The first day of spring, or the day after, is a good time to have a new GSF post. My small experiment with overwintering carrots, cabbage, onions and rutabagas has been, well, an experiment. Which is to say, I'm learning and observing.
I started them off at a good stage in late summer, perhaps being a bit too young going into winter, and many have pulled through, though only to get obliterated by insects or the now on-coming slugs, looking to feed; and with the record warm winter we had, there is probably a lot of them.
I have been especially impressed with the carrots (Royal Chantenay). Their tops died off of course, but now their tops are sprouting again, and their roots are immaculate; it's just how to deal with slugs. They eat the tops, and then they do their best to feed into the root from the top down. They don't go far, but it's enough to kill the carrot.

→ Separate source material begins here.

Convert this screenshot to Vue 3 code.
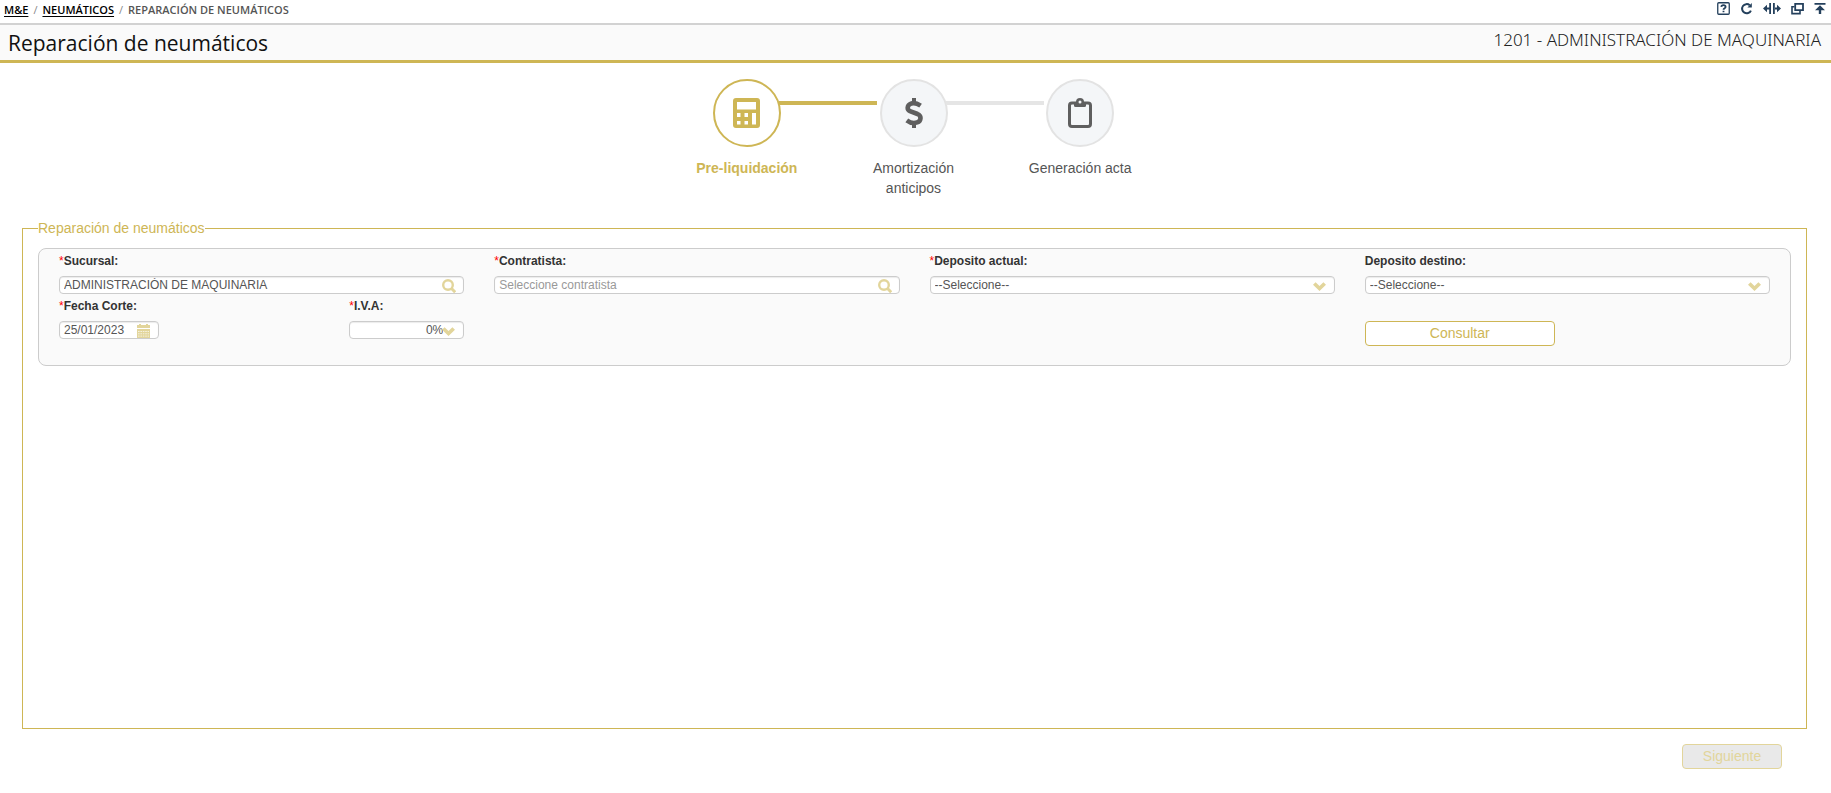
<script setup>
import { ref } from 'vue'

const steps = [
  { id: 'calc', label: 'Pre-liquidación', active: true },
  { id: 'money', label: 'Amortización anticipos', active: false },
  { id: 'clip', label: 'Generación acta', active: false },
]

const sucursal = ref('ADMINISTRACIÓN DE MAQUINARIA')
const contratista = ref('')
const fecha = ref('25/01/2023')
</script>

<template>
  <div class="page">
    <header>
      <div class="topbar">
        <nav class="crumbs" aria-label="Ruta">
          <a href="#">M&amp;E</a><span class="sep">/</span><a href="#">NEUMÁTICOS</a><span class="sep">/</span><span>REPARACIÓN DE NEUMÁTICOS</span>
        </nav>
        <div class="tools">
          <button type="button" aria-label="Ayuda">
            <svg width="13" height="13" viewBox="0 0 13 13" fill="none" stroke="currentColor">
              <rect x="0.75" y="0.75" width="11.5" height="11.5" rx="1" stroke-width="1.3" />
              <path d="M4.3 4.9C4.4 2.6 8.6 2.6 8.6 4.9C8.6 6.2 6.5 6.2 6.5 7.7M6.5 8.8V10.3" stroke-width="1.8" />
            </svg>
          </button>
          <button type="button" aria-label="Recargar">
            <svg width="13" height="13" viewBox="0 0 13 13">
              <path d="M10.9 8.6A4.6 4.6 0 1 1 9.7 3.2" fill="none" stroke="currentColor" stroke-width="2" />
              <path d="M11.8 1V5.4H7.4Z" fill="currentColor" />
            </svg>
          </button>
          <button type="button" aria-label="Ajustar ancho">
            <svg width="18" height="13" viewBox="0 0 18 13" fill="currentColor">
              <path d="M6.2 1H8V12H6.2ZM10 1H11.8V12H10ZM0 6.5L4 2.8V5.4H6.4V7.6H4V10.2ZM18 6.5L14 2.8V5.4H11.6V7.6H14V10.2Z" />
            </svg>
          </button>
          <button type="button" aria-label="Nueva ventana">
            <svg width="13" height="13" viewBox="0 0 13 13" fill="none" stroke="currentColor">
              <path d="M4.2 1.8H12V8.2H4.2Z" stroke-width="1.8" />
              <path d="M3.5 4.7H1V11.6H9V8.5" stroke-width="1.6" />
            </svg>
          </button>
          <button type="button" aria-label="Ir arriba">
            <svg width="12" height="13" viewBox="0 0 12 13" fill="currentColor">
              <path d="M0.5 1H11.5V2.8H0.5ZM6 3.2L11 8.2H7.2V12H4.8V8.2H1Z" />
            </svg>
          </button>
        </div>
      </div>
      <div class="titlebar">
        <h1>Reparación de neumáticos</h1>
        <span class="branch">1201 - ADMINISTRACIÓN DE MAQUINARIA</span>
      </div>
    </header>

    <ol class="steps">
      <li v-for="step in steps" :key="step.id" :class="{ active: step.active }">
        <span class="circle">
          <svg v-if="step.id === 'calc'" width="27" height="30" viewBox="0 0 27 30">
            <path fill="currentColor" fill-rule="evenodd" d="M3 0H24Q27 0 27 3V27Q27 30 24 30H3Q0 30 0 27V3Q0 0 3 0ZM4 4V11.5H23V4ZM4 15V19H7.5V15ZM11.5 15V19H15V15ZM4 23V26.5H7.5V23ZM11.5 23V26.5H15V23ZM19 15V26.5H23V15Z" />
          </svg>
          <svg v-else-if="step.id === 'money'" width="18" height="30" viewBox="0 0 18 30" fill="none" stroke="currentColor">
            <path d="M9 0V5M9 25V30" stroke-width="4" />
            <path d="M15.6 7.6C12 5.2 8.5 4.6 6 5.6C2 7.3 1.6 11.5 5 13.2L12.5 16C17 18 16 23 12.2 24.4C9 25.6 4.8 24.6 1.8 22.3" stroke-width="4.6" />
          </svg>
          <svg v-else width="24" height="30" viewBox="0 0 24 30">
            <path fill="none" stroke="currentColor" stroke-width="3" d="M4 5H20Q22.5 5 22.5 7.5V26Q22.5 28.5 20 28.5H4Q1.5 28.5 1.5 26V7.5Q1.5 5 4 5Z" />
            <path fill="currentColor" d="M6 4H18V7.5Q18 9 16.5 9H7.5Q6 9 6 7.5Z" />
            <circle cx="12" cy="4" r="4" fill="currentColor" />
            <circle class="hole" cx="12" cy="4" r="1.5" />
          </svg>
        </span>
        <span class="caption">{{ step.label }}</span>
      </li>
    </ol>

    <fieldset>
      <legend>Reparación de neumáticos</legend>
      <form class="panel" @submit.prevent>
        <div class="field">
          <label for="sucursal"><i>*</i>Sucursal:</label>
          <div class="control">
            <input id="sucursal" v-model="sucursal" type="text">
            <svg class="glyph search" width="14" height="14" viewBox="0 0 14 14" fill="none" stroke="currentColor"><circle cx="6" cy="6" r="4.8" stroke-width="2.4" /><path d="M9.3 9.3L13.2 13.2" stroke-width="3" /></svg>
          </div>
        </div>
        <div class="field">
          <label for="contratista"><i>*</i>Contratista:</label>
          <div class="control">
            <input id="contratista" v-model="contratista" type="text" placeholder="Seleccione contratista">
            <svg class="glyph search" width="14" height="14" viewBox="0 0 14 14" fill="none" stroke="currentColor"><circle cx="6" cy="6" r="4.8" stroke-width="2.4" /><path d="M9.3 9.3L13.2 13.2" stroke-width="3" /></svg>
          </div>
        </div>
        <div class="field">
          <label for="actual"><i>*</i>Deposito actual:</label>
          <div class="control">
            <select id="actual"><option>--Seleccione--</option></select>
            <svg class="glyph" width="13" height="9" viewBox="0 0 13 9"><path fill="currentColor" d="M0 2.8L2.6 0.2L6.5 4L10.4 0.2L13 2.8L6.5 9Z" /></svg>
          </div>
        </div>
        <div class="field">
          <label for="destino">Deposito destino:</label>
          <div class="control">
            <select id="destino"><option>--Seleccione--</option></select>
            <svg class="glyph" width="13" height="9" viewBox="0 0 13 9"><path fill="currentColor" d="M0 2.8L2.6 0.2L6.5 4L10.4 0.2L13 2.8L6.5 9Z" /></svg>
          </div>
        </div>
        <div class="pair">
          <div class="field date">
            <label for="fecha"><i>*</i>Fecha Corte:</label>
            <div class="control">
              <input id="fecha" v-model="fecha" type="text">
              <svg class="glyph" width="13" height="14" viewBox="0 0 13 14">
                <path fill="currentColor" d="M0 1H2V0H4V1H9V0H11V1H13V4H0ZM0 5H13V14H0Z" />
                <path stroke="#fff" stroke-width="0.7" stroke-dasharray="1.6 0.8" d="M1 7.5H12M1 9.8H12M1 12.1H12" />
              </svg>
            </div>
          </div>
          <div class="field iva">
            <label for="iva"><i>*</i>I.V.A:</label>
            <div class="control">
              <select id="iva"><option>0%</option></select>
              <svg class="glyph" width="13" height="9" viewBox="0 0 13 9"><path fill="currentColor" d="M0 2.8L2.6 0.2L6.5 4L10.4 0.2L13 2.8L6.5 9Z" /></svg>
            </div>
          </div>
        </div>
        <div class="query">
          <button type="submit" class="btn">Consultar</button>
        </div>
      </form>
    </fieldset>

    <footer>
      <button type="button" class="btn next" disabled>Siguiente</button>
    </footer>
  </div>
</template>

<style>
body {
  margin: 0;
  background: #fff;
}
</style>

<style scoped>
* {
  box-sizing: border-box;
}
.page {
  min-height: 100vh;
  display: flex;
  flex-direction: column;
  font-family: "Liberation Sans", Arial, sans-serif;
  font-size: 14px;
  color: #555;
}
.topbar {
  display: flex;
  justify-content: space-between;
  height: 23px;
  padding: 0 5px 0 4px;
}
.crumbs {
  font: 600 11px/20px "Open Sans", "Noto Sans", sans-serif;
  color: #555;
}
.crumbs a {
  color: #000;
  text-decoration: underline;
  text-underline-offset: 2px;
}
.sep {
  padding: 0 5px;
  color: #888;
  font-weight: 400;
}
.tools {
  display: flex;
  align-items: flex-start;
  gap: 10px;
  padding-top: 2px;
}
.tools button {
  border: 0;
  padding: 0;
  background: none;
  color: #24405c;
  line-height: 0;
}
.titlebar {
  display: flex;
  justify-content: space-between;
  height: 40px;
  padding: 0 10px 0 8px;
  background: #fafafa;
  border-top: 2px solid #d2d2d2;
  border-bottom: 3px solid #ceb655;
}
h1 {
  margin: 0;
  font: 400 21px/36px "Open Sans", "Noto Sans", sans-serif;
  color: #111;
}
.branch {
  font: 300 17px/30px "Noto Sans", "Open Sans", sans-serif;
  color: #222;
}
.steps {
  display: flex;
  align-self: center;
  width: 500px;
  margin: 16px 4px 20px 0;
  padding: 0;
  list-style: none;
}
.steps li {
  position: relative;
  flex: 1;
  display: flex;
  flex-direction: column;
  align-items: center;
  gap: 11px;
}
.circle {
  display: flex;
  align-items: center;
  justify-content: center;
  width: 68px;
  height: 68px;
  border: 2px solid #e3e3e3;
  border-radius: 50%;
  background: #f4f6f8;
  color: #5f5f5f;
}
.hole {
  fill: #f4f6f8;
}
.active .circle {
  border-color: #ceb655;
  background: #fff;
  color: #ceb655;
}
.steps li:not(:last-child)::after {
  content: "";
  position: absolute;
  top: 22px;
  left: calc(50% + 32px);
  width: 98px;
  height: 4px;
  background: #e5e5e5;
}
.steps li.active::after {
  background: #ceb655;
}
.caption {
  width: 110px;
  min-height: 40px;
  line-height: 20px;
  text-align: center;
}
.active .caption {
  font-weight: 700;
  color: #ceb655;
}
fieldset {
  flex: 1;
  min-width: 0;
  margin: 0 24px 0 22px;
  padding: 10px 15px;
  border: 1px solid #ceb655;
}
legend {
  padding: 0;
  line-height: 20px;
  color: #ceb655;
}
.panel {
  display: grid;
  grid-template-columns: repeat(4, minmax(0, 1fr));
  gap: 2px 30px;
  padding: 2px 20px 19px;
  border: 1px solid #ccc;
  border-radius: 8px;
  background: #fafafa;
}
.field {
  display: flex;
  flex-direction: column;
  gap: 5px;
}
label {
  font-size: 12px;
  font-weight: 700;
  line-height: 20px;
  color: #333;
}
label i {
  font-style: normal;
  font-weight: 400;
  color: #f00;
}
.control {
  position: relative;
  height: 18px;
}
input,
select {
  display: block;
  width: 100%;
  height: 18px;
  margin: 0;
  padding: 0 4px;
  border: 1px solid #ccc;
  border-radius: 4px;
  background: #fff;
  box-shadow: inset 0 1px 1px rgba(0, 0, 0, 0.08);
  font: 12px/16px "Liberation Sans", Arial, sans-serif;
  color: #555;
  appearance: none;
}
input::placeholder {
  color: #999;
  opacity: 1;
}
.glyph {
  position: absolute;
  right: 9px;
  bottom: 1px;
  color: #e2d59b;
  pointer-events: none;
}
.search {
  right: 8px;
}
select + .glyph {
  bottom: 3px;
}
.pair {
  display: flex;
  justify-content: space-between;
}
.date {
  width: 100px;
}
.iva {
  width: 115px;
}
.iva select {
  padding-right: 20px;
  text-align: right;
  text-align-last: right;
}
.query {
  grid-column: 4;
  padding-top: 25px;
}
.btn {
  display: block;
  width: 190px;
  height: 25px;
  padding: 0 0 2px;
  border: 1px solid #ceb655;
  border-radius: 4px;
  background: #fff;
  font: 14px/20px "Liberation Sans", Arial, sans-serif;
  color: #ceb655;
}
footer {
  display: flex;
  justify-content: flex-end;
  padding: 15px 49px 24px;
}
.btn.next {
  width: 100px;
  border-color: #e2d59b;
  background: #e9e9e9;
  color: #e2d59b;
}
</style>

There are no onions left. I don't know if that's because all of them got harvested through fall or not or what. The cabbages do great through winter, especially this variety, January King:
I've pictured the two most photogenic. The others are smaller and fighting back after being munched down. Again, insects or slugs. The leaves I put into the beds for winter are housing them, providing shelter and warmth.
The garlic is making its way:
And I cleaned out the greenhouse (not heated)
and seeded lots of varieties of lettuce (the seed I saved from the Cos lettuce last year was the first to come up), leeks, onions, cabbages, endive and raddichio, to be transplanted in April some time. I sowed March 1 and 2. In that time we've had frosts, highs of fifteen (celsius) and lows of 0, or just below (celsius). Of course, the temperature is higher in the greenhouse.